Семьёй немногочисленной вышел Израиль из Азии, сильным народом возвращается он в неё. Простодушно просит он у других народов свободного прохода на север106; но обстоятельства и условия жизни переменились во время пребывания евреев в Египте. Все пути преграждены, и изгнанники осуждены на пребывание в безводной и бесплодной пустыне, подвергаются нападению окружных племён. В семье, сохранившей даже в Египте чисто семейный быт, появилась необходимость семейно-гражданского устройства. Явились законы общественные, данные Моисеем. Сохранение народа в его будущих владениях от напора внешнего и раздора внутреннего зависело от крепости его внутренней духовной жизни. В бурях войны и общественной жизни должен был исчезнуть голос предания; нужно было утвердить начало духовной жизни и отделить его резко от всех других. Нужно было дать преданию вещественную неизменность. Появились законы духовные, данные Моисеем; появилось пополнение краткого предания, записанного ещё во времена Гиксосов. Первое содержало только катехизис духовной веры, высказанной в форме исторической. Пополнение заключило в себе все исторические воспоминания, сохранившиеся в народе, насколько они имели отношение к судьбе избранного народа. Сорокалетнее странствование Израиля в пустыне уже в виде гражданского общества, но без прямых забот государственных, без упорной борьбы с соседними племенами, глаз на глаз с духовным началом своего предания, под твёрдой охраной своего законодателя, это странствование заключает в себе единственную возможность последующей судьбы народа.

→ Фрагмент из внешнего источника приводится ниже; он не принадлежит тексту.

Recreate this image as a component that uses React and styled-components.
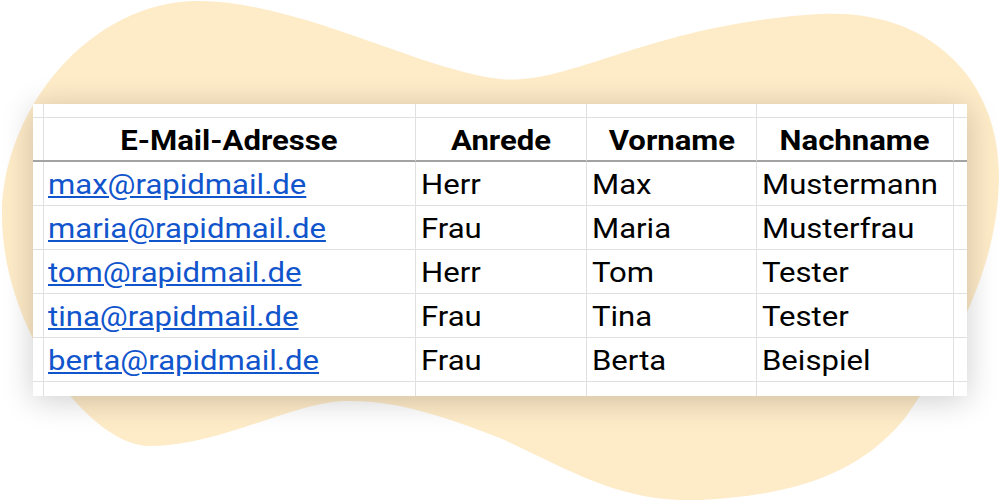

Очищение или перегонка мифов палестинских и других в племени еврейском, возведшем их до веры чисто духовной, есть такая нелепость, перед которой здравый смысл ужасается. О ней спорить нельзя. Достаточно в неё вглядеться. Критикам спола-горя взять миф и отыскивать в нём его первобытный смысл, потом из нескольких мифов, подверженных такой фильтровке, составит целую религию. Всё это дело лёгкое; но приставь такую систему к истории, – и рассмеёшься поневоле. Станьте мыслью в Иудее, оглянитесь на окрестные народы и в этом кипении религий сиро-палестинских, поймите вдохновение Давида и пророков. Сохранение предания более или менее истинного возможно (и то не без жестокой борьбы) только при следующих условиях: что оно было принесено извне, что оно было утверждено письменными памятниками, что оно было поручено охранению одного рода или колена, или сословия. Одно только соединение всех этих обстоятельств может объяснить Иудей. Критика здравая признаёт поневоле предание Евреев преданием не палестинским, а общим достоянием племени иранского. Предание сохранилось в одной строго отделённой семье пастухов, несмотря на то, что эта семья приняла наречие племён, её окружающих; потом нужно ей было отдельное привольное житьё в области, резко отделённой от неё по языку своему и быту; нужны были века благоденствия, размножившие её, потом века страдания и глубокого презрения со стороны своих утеснителей, нужно было воспитание пустыни и величественное лицо законодателя Моисея. Иначе вся Иудея и вся её летопись и весь характер её веры были бы несбыточной сказкой, явлением невозможным в истории.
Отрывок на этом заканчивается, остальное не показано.